Как врач я, конечно, за первый вариант.
А вот как человек…
Мне по-человечески страшно. До жути. До одури.
– Алин, а шансы?..
– Хорошие шансы, не дрейфь, – улыбается подруга. – Повоюем. Прогноз неплохой, вовремя обнаружили. Но это дело такое, знаешь… Главное – твой настрой. Держи хвост пистолетом.
Я пытаюсь улыбнуться в ответ, но ничего не выходит. Вместо этого губы нервно вздрагивают и растягиваются в зловещей кривой ухмылке.
– Я поняла… Ладно. Спасибо.
– Давай, родная моя. Я рядом. Запишу тебя на понедельник к нашему пульмонологу. Сходишь к нему, пускай тоже глянет. И постарайся не нервничать сейчас, это лишь усугубит состояние.
Подхватываю своё пальто со спинки стула.
Выхожу из кабинета.
В голове туман и вата.
Я в таком неадеквате, что даже не помню, как добралась до машины.
Сажусь за руль. Холодная оплётка неприятно жжёт подрагивающие пальцы.
Сжимаю их крепче.
Вдыхаю в себя воздух, пытаясь осознать то, что внутри меня сидит теперь какая-то гадость, медленно меня убивая.
Еду домой.
Улицы, ярко освещенные фонарями, кажутся теперь враждебными. Их свет – ядовитым.

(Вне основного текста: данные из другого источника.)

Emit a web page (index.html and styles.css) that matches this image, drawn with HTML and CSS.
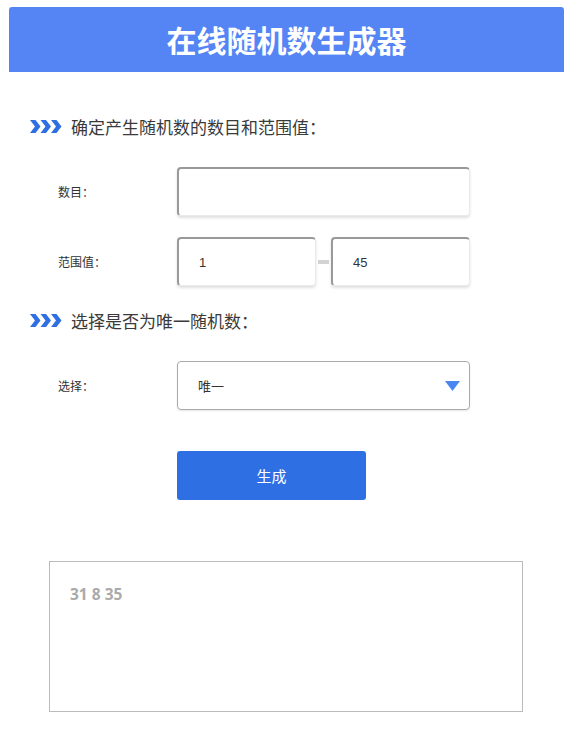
FILE: index.html
```html
<!DOCTYPE html>
<html lang="zh">
<head>
<meta charset="utf-8">
<title>在线随机数生成器</title>
<link rel="stylesheet" href="styles.css">
</head>
<body>
<header class="header"><h1 class="title">在线随机数生成器</h1></header>
<main class="main">
  <h2 class="section-title">
    <svg class="chev" width="32" height="13" viewBox="0 0 32 13"><path d="M0 0h5.5l5 6.5-5 6.5H0l5-6.5z M10.5 0h5.5l5 6.5-5 6.5h-5.5l5-6.5z M21 0h5.5l5 6.5-5 6.5H21l5-6.5z" fill="#2f6fe4"/></svg>
    <span>确定产生随机数的数目和范围值：</span>
  </h2>
  <div class="row row-first">
    <label class="label">数目：</label>
    <input class="field field-wide" type="text" value="">
  </div>
  <div class="row">
    <label class="label">范围值：</label>
    <div class="range">
      <input class="field field-half" type="text" value="1">
      <span class="dash"></span>
      <input class="field field-half" type="text" value="45">
    </div>
  </div>
  <h2 class="section-title section-second">
    <svg class="chev" width="32" height="13" viewBox="0 0 32 13"><path d="M0 0h5.5l5 6.5-5 6.5H0l5-6.5z M10.5 0h5.5l5 6.5-5 6.5h-5.5l5-6.5z M21 0h5.5l5 6.5-5 6.5H21l5-6.5z" fill="#2f6fe4"/></svg>
    <span>选择是否为唯一随机数：</span>
  </h2>
  <div class="row row-first">
    <label class="label">选择：</label>
    <div class="select">
      <span>唯一</span>
      <svg width="15" height="10" viewBox="0 0 15 10"><path d="M0 0h15L7.5 10z" fill="#4a85f0"/></svg>
    </div>
  </div>
  <div class="actions">
    <button class="btn" type="button">生成</button>
  </div>
  <div class="result">31 8 35</div>
</main>
</body>
</html>
```
FILE: styles.css
```css
* { box-sizing: border-box; }
body {
  margin: 0;
  background: #fff;
  font-family: "Noto Sans CJK SC", "Noto Sans", sans-serif;
  color: #333;
}
.header {
  margin: 7px 14px 0 9px;
  height: 65px;
  background: #5585f5;
  border-radius: 3px 3px 0 0;
  display: flex;
  align-items: center;
  justify-content: center;
}
.title {
  margin: 0;
  color: #fff;
  font-size: 30px;
  font-weight: 700;
  line-height: 1;
  padding-bottom: 2px;
}
.main {
  padding: 0 0 0 30px;
}
.section-title {
  margin: 42px 0 0 0;
  display: flex;
  align-items: center;
  gap: 9px;
  height: 24px;
  font-size: 17px;
  font-weight: 400;
  color: #3a3a3a;
}
.section-second {
  margin-top: 22px;
}
.chev { flex: none; }
.row {
  display: flex;
  align-items: center;
  margin-top: 21px;
  padding-left: 28px;
}
.row-first { margin-top: 29px; }
.label {
  width: 119px;
  font-size: 12px;
  color: #333;
}
.field {
  height: 49px;
  border-style: solid;
  border-width: 2px 1px 1px 2px;
  border-color: #999 #eaeaea #eaeaea #999;
  border-radius: 4px;
  box-shadow: 0 2px 3px rgba(0,0,0,0.13);
  background: #fff;
  font-family: "Liberation Sans", Arial, sans-serif;
  font-size: 13px;
  color: #333;
  padding: 0 0 0 20px;
  outline: none;
}
.field-wide { width: 293px; }
.range {
  display: flex;
  align-items: center;
}
.field-half { width: 139px; }
.dash {
  width: 11px;
  height: 4px;
  background: #d3d3d3;
  margin: 0 2px;
}
.select {
  width: 293px;
  height: 49px;
  border: 1px solid #aaa;
  border-radius: 4px;
  box-shadow: 0 1px 2px rgba(0,0,0,0.1);
  display: flex;
  align-items: center;
  justify-content: space-between;
  padding: 0 9px 0 20px;
  font-size: 13px;
  color: #333;
}
.actions {
  padding-left: 147px;
  margin-top: 41px;
}
.btn {
  width: 189px;
  height: 49px;
  border: none;
  border-radius: 3px;
  background: #2f6fe4;
  color: #fff;
  font-family: "Noto Sans CJK SC", sans-serif;
  font-size: 15px;
}
.result {
  margin: 61px 0 0 19px;
  width: 474px;
  height: 151px;
  border: 1px solid #bbb;
  padding: 21px 0 0 20px;
  font-family: "Open Sans", sans-serif;
  font-weight: 700;
  font-size: 15.5px;
  color: #aaa;
}
```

Город живёт своей жизнью – машины гудят, люди спешат по делам, толпятся на остановке в ожидании автобуса. Мамы гуляют с малышами. Мир шумит, пульсирует. У всех свои заботы. У всех – будущее.
А у меня теперь… Опухоль.
Как сказать об этом Богдану?
Это наверняка разобьет ему сердце.
Он сильный, но я знаю, что это его раздавит. Он решит окружить меня неусыпным контролем, начнёт поиски лучших врачей, поднимет связи, поставит всё медицинское сообщество на уши…
Я знаю, что так будет.
Он иначе не умеет.
За те два года, что мы вместе, он уже тысячу раз доказал, что сделает всё ради меня. И я ужасно боюсь, что он погрязнет вместе со мной в этом кошмаре.
Поднимаюсь в квартиру.
Ключ соскальзывает с замочной скважины, глухо царапая металл. Меня крупно трясёт и лихорадит. Щёки горят, а онемевшие губы не шевелятся.
Психуя, стучу по дверному откосу ладонью.
Чёрт!
Дверь открывается.
– Привет, – Богдан в белой рубашке, галстуке и пиджаке. При полном параде.
Красивый, как всегда.
Улыбается так, что у меня колени подкашиваются. А серые глаза, оттенком напоминающие налитое свинцовой тяжестью туч осеннее небо, смотрят на меня с любовью.
– Привет, – почти беззвучно выдавливаю на выдохе.
– Чего скребёшься? Я думал – мышка какая.